§ **DATASET EXTRACT**:
* Start *

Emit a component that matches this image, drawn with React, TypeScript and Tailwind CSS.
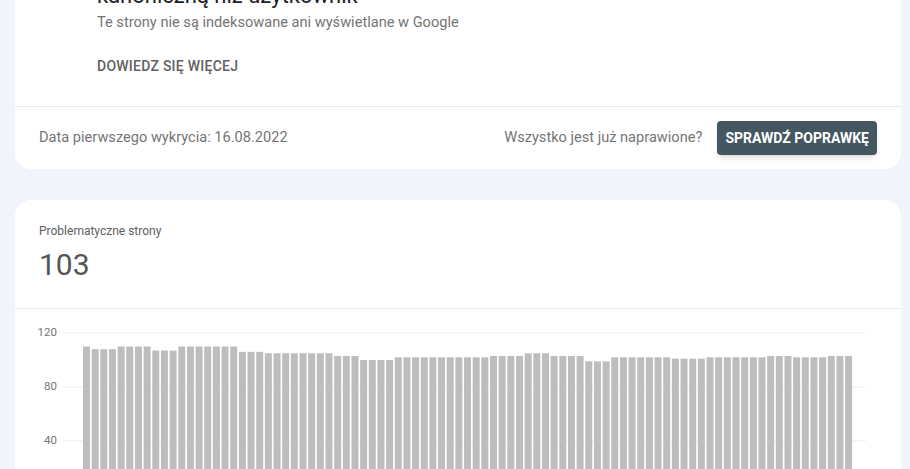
const bars: number[] = [
    110, 108, 108, 108, 110, 110, 110, 110, 107, 107, 107, 110, 110, 110, 110, 110, 110, 110,
    106, 106, 106,
    105, 105, 105, 105, 105, 105, 105, 105,
    103, 103, 103,
    100, 100, 100, 100,
    102, 102, 102, 102, 102, 102, 102, 102, 102, 102, 102,
    103, 103, 103, 103,
    105, 105, 105,
    103, 103, 103, 103,
    99, 99, 99,
    102, 102, 102, 102, 102, 102, 102,
    101, 101, 101, 101,
    102, 102, 102, 102, 102, 102, 102,
    103, 103, 103,
    102, 102, 102, 102,
    103, 103, 103,
];

function Chart() {
    const zeroY = 186;
    const scale = 1.35;
    const step = 8.66;
    const ticks = [120, 80, 40, 0];
    return (
        <svg width="886" height="200" viewBox="0 0 886 200" className="block">
            {ticks.map((t) => {
                const y = zeroY - t * scale;
                return (
                    <g key={t}>
                        <line x1="48" x2="851" y1={y} y2={y} stroke={t === 0 ? "#bdbdbd" : "#eeeeee"} strokeWidth="1"/>
                        {t > 0 && (
                            <text x="42" y={y} textAnchor="end" dominantBaseline="middle" fontSize="11.5"
                                  fill="#757575" fontFamily="Roboto, Arial, sans-serif">
                                {t}
                            </text>
                        )}
                    </g>
                );
            })}
            {bars.map((v, i) => {
                const h = v * scale;
                return <rect key={i} x={68 + i * step} y={zeroY - h} width="7" height={h} fill="#bdbdbd"/>;
            })}
        </svg>
    );
}

export default function App() {
    return (
        <div className="min-h-[469px] bg-[#f1f4fa] pl-[15px] pr-[9px] pb-10 font-['Roboto',Arial,sans-serif]">
            {/* issue card, top is scrolled off */}
            <div className="bg-white rounded-b-2xl -mt-[18px]">
                <div className="pl-[82px] pr-6">
                    <h1 className="text-[22px] leading-[28px] text-[#202124]">kanoniczną niż użytkownik</h1>
                    <p className="text-[14.6px] leading-5 text-[#757575] mt-[2px]">
                        Te strony nie są indeksowane ani wyświetlane w Google
                    </p>
                    <div className="pt-[22px] pb-[28px]">
                        <span className="text-sm leading-5 font-medium tracking-[0.25px] text-[#616161]">
                            DOWIEDZ SIĘ WIĘCEJ
                        </span>
                    </div>
                </div>
                <div className="border-t border-[#e8e8e8] flex items-center justify-between px-6 h-[63px]">
                    <span className="text-[14.6px] text-[#757575]">Data pierwszego wykrycia: 16.08.2022</span>
                    <div className="flex items-center gap-[15px]">
                        <span className="text-[14.6px] text-[#757575]">Wszystko jest już naprawione?</span>
                        <button
                            className="h-[34px] px-2 rounded bg-[#44565f] text-white text-sm font-bold shadow-md">
                            SPRAWDŹ POPRAWKĘ
                        </button>
                    </div>
                </div>
            </div>

            {/* chart card */}
            <div className="bg-white rounded-2xl mt-[31px]">
                <div className="px-6 pt-[23px] pb-[25px]">
                    <div className="text-xs leading-4 text-[#616161]">Problematyczne strony</div>
                    <div className="text-[30px] leading-9 text-[#555555] mt-2">103</div>
                </div>
                <div className="border-t border-[#e8e8e8]">
                    <Chart/>
                </div>
            </div>
        </div>
    );
}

* End *

Repeat the listing in full and exactly. Leave any pictures out.

Emit a component that matches this image, drawn with React, TypeScript and Tailwind CSS.
const bars: number[] = [
    110, 108, 108, 108, 110, 110, 110, 110, 107, 107, 107, 110, 110, 110, 110, 110, 110, 110,
    106, 106, 106,
    105, 105, 105, 105, 105, 105, 105, 105,
    103, 103, 103,
    100, 100, 100, 100,
    102, 102, 102, 102, 102, 102, 102, 102, 102, 102, 102,
    103, 103, 103, 103,
    105, 105, 105,
    103, 103, 103, 103,
    99, 99, 99,
    102, 102, 102, 102, 102, 102, 102,
    101, 101, 101, 101,
    102, 102, 102, 102, 102, 102, 102,
    103, 103, 103,
    102, 102, 102, 102,
    103, 103, 103,
];

function Chart() {
    const zeroY = 186;
    const scale = 1.35;
    const step = 8.66;
    const ticks = [120, 80, 40, 0];
    return (
        <svg width="886" height="200" viewBox="0 0 886 200" className="block">
            {ticks.map((t) => {
                const y = zeroY - t * scale;
                return (
                    <g key={t}>
                        <line x1="48" x2="851" y1={y} y2={y} stroke={t === 0 ? "#bdbdbd" : "#eeeeee"} strokeWidth="1"/>
                        {t > 0 && (
                            <text x="42" y={y} textAnchor="end" dominantBaseline="middle" fontSize="11.5"
                                  fill="#757575" fontFamily="Roboto, Arial, sans-serif">
                                {t}
                            </text>
                        )}
                    </g>
                );
            })}
            {bars.map((v, i) => {
                const h = v * scale;
                return <rect key={i} x={68 + i * step} y={zeroY - h} width="7" height={h} fill="#bdbdbd"/>;
            })}
        </svg>
    );
}

export default function App() {
    return (
        <div className="min-h-[469px] bg-[#f1f4fa] pl-[15px] pr-[9px] pb-10 font-['Roboto',Arial,sans-serif]">
            {/* issue card, top is scrolled off */}
            <div className="bg-white rounded-b-2xl -mt-[18px]">
                <div className="pl-[82px] pr-6">
                    <h1 className="text-[22px] leading-[28px] text-[#202124]">kanoniczną niż użytkownik</h1>
                    <p className="text-[14.6px] leading-5 text-[#757575] mt-[2px]">
                        Te strony nie są indeksowane ani wyświetlane w Google
                    </p>
                    <div className="pt-[22px] pb-[28px]">
                        <span className="text-sm leading-5 font-medium tracking-[0.25px] text-[#616161]">
                            DOWIEDZ SIĘ WIĘCEJ
                        </span>
                    </div>
                </div>
                <div className="border-t border-[#e8e8e8] flex items-center justify-between px-6 h-[63px]">
                    <span className="text-[14.6px] text-[#757575]">Data pierwszego wykrycia: 16.08.2022</span>
                    <div className="flex items-center gap-[15px]">
                        <span className="text-[14.6px] text-[#757575]">Wszystko jest już naprawione?</span>
                        <button
                            className="h-[34px] px-2 rounded bg-[#44565f] text-white text-sm font-bold shadow-md">
                            SPRAWDŹ POPRAWKĘ
                        </button>
                    </div>
                </div>
            </div>

            {/* chart card */}
            <div className="bg-white rounded-2xl mt-[31px]">
                <div className="px-6 pt-[23px] pb-[25px]">
                    <div className="text-xs leading-4 text-[#616161]">Problematyczne strony</div>
                    <div className="text-[30px] leading-9 text-[#555555] mt-2">103</div>
                </div>
                <div className="border-t border-[#e8e8e8]">
                    <Chart/>
                </div>
            </div>
        </div>
    );
}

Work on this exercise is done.